Each character has a general Job class and extra job classes available to them. Each class is tied to an Ascension Tree, which allows you to spend SP to unlock new skills and increase the character’s stats. This is as important as leveling up, so when grinding for experience, you’ll also be grinding for SP to unlock new skills. The only issue here is that with eight characters, you’ll be spending a lot of time here. I would love an auto function for this and even an auto-optimize for equipment because the time spent in menus adds up quickly.
There are guild quests within the game that provide more challenging battles and high rewards. It’s just something to do alongside your pursuit, but if you’re too under-leveled, I wouldn’t even attempt these fights. Bosses are okay, but the first encounters hold no weight. It isn’t until the antagonist is revealed that you understand the foes you’re facing off against. Still, they are challenging and require a high understanding of what each member of your party can do.
Astria Ascending is driven by its characters, who offer some of the better moments of the experience. However, their quest is depressing as they bring up how they know the end is near but still manage to keep true to their goals and fight for the planet. The art design for these characters is excellent, and I appreciated the numerous animations within dialogue and battles.
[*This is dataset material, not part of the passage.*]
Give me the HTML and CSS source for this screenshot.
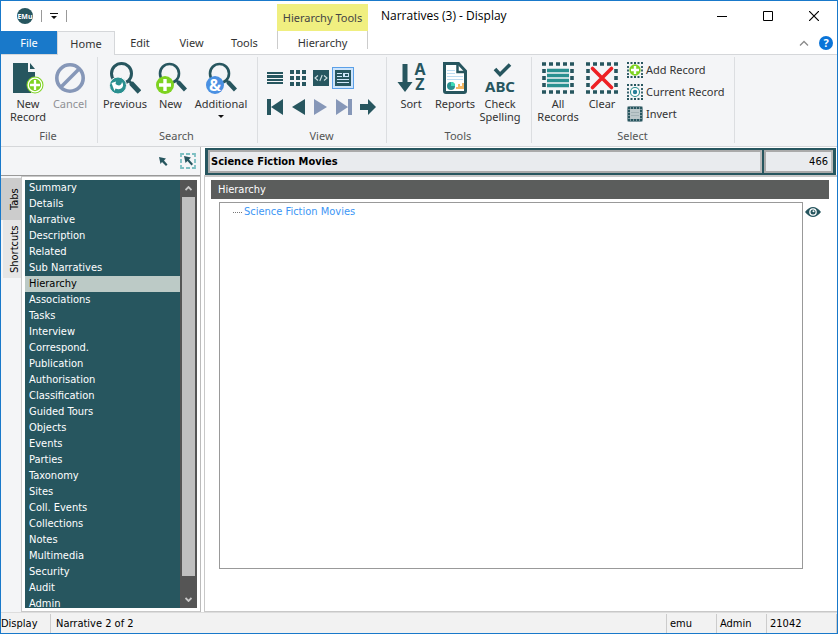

However, I didn’t notice that some animations were missing, such as Water.
The game did soft lock on me a few times, but there’s a very reliable auto-save system in place that seems to save the game at every new screen or before a battle. Often, I would take on a tough enemy, learn their weakness, die, and then re-enter the battle, so I don’t waste items.
Regardless, the soundtrack for this adventure is fantastic, and the voice acting is decent for both English and Japanese. However, some things the characters say sound out of context, and you can’t skip through story scenes, so you’re forced to listen to the entire line as it auto-progresses.
Astria Ascending had me invested in the 25 hours it took me to get to the final dungeon. However, that comes with a padded runtime of level grinding, lengthy battles, dungeon navigation confusion, and many menu interactions. So if you begin, prepare not to understand what is going on until 10 hours into the game, but if you don’t have that time, don’t bother. However, those who do get far enough are in for a genuinely fun JPRG experience that only requires a few quality-of-life improvements.